Karen and Rick haven’t seen eye-to-eye in years, yet she’s still heartbroken by his marriage to Lily. Both cling to particular vestiges of their relationship. Attending a “couple’s” counseling session with the doctor (Zwick) treating Jessie, they’re told they fight like they’re still married. “People who’ve started new lives don’t have that kind of investment,” he tells them.

Their investment is complicated. They square off in court when Karen (a public interest lawyer) seeks to stop the construction of a huge complex that Rick designed. He thinks she should drop the case in the name of the kids, but Karen stays on, for the same reason. She tells him the huge mall and business campus — a last monument for slippery, obtuse Miles Drentell (David Clennon, bringing his thirtysomething character back for one last gasp) — is wrong for the community, so she has to stick to her guns. Jessie needs to see her mother taking a stand.

For Rick, it ends spectacularly badly. Lured into Miles’ clutches by ambition and age, he single-mindedly pursues an opportunity that “comes along once every 50 years, maybe.” In the process, he ruins his partnership and loses all his clients and his office. “I drive a 14-year-old car,” he says via interview in “Won’t Someone Please Help George Bailey Tonight?” “I rent my apartment. I have $23,000 in the bank, out of which I’m supposed to somehow send two kids to college. I pay alimony and child support and half the mortgage on the house my ex-wife lives in.” And he’s going to finance a second wedding how?

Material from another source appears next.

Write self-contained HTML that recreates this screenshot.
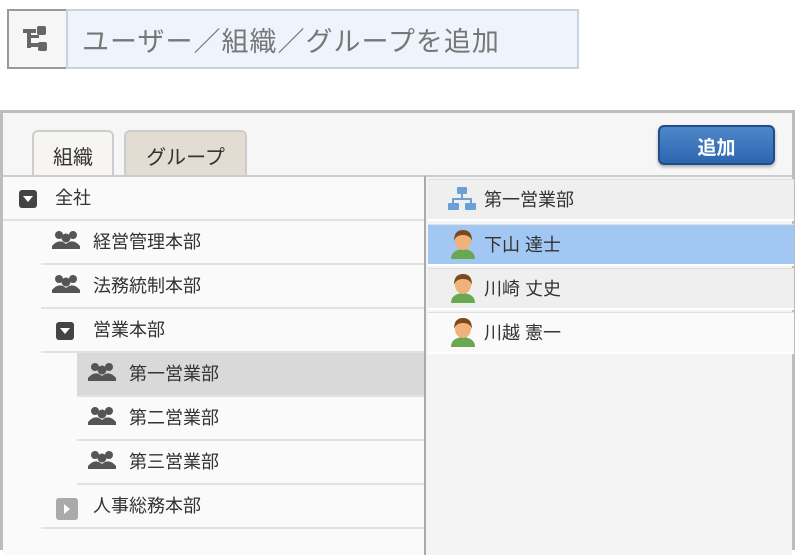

Such real-life problems might not be sexy, or edgy, but they do have heft. For some TV fans, escapism only works when it’s truly the stuff of fantasy fiction, à la Sydney Bristow or Spike the vampire. But for Bedford Falls true believers, recognition is key. Some of us want to see messy, contradictory lives on screen. We find escape enough in knowing that, for this moment, as much as the problems feel familiar, they are not precisely our own.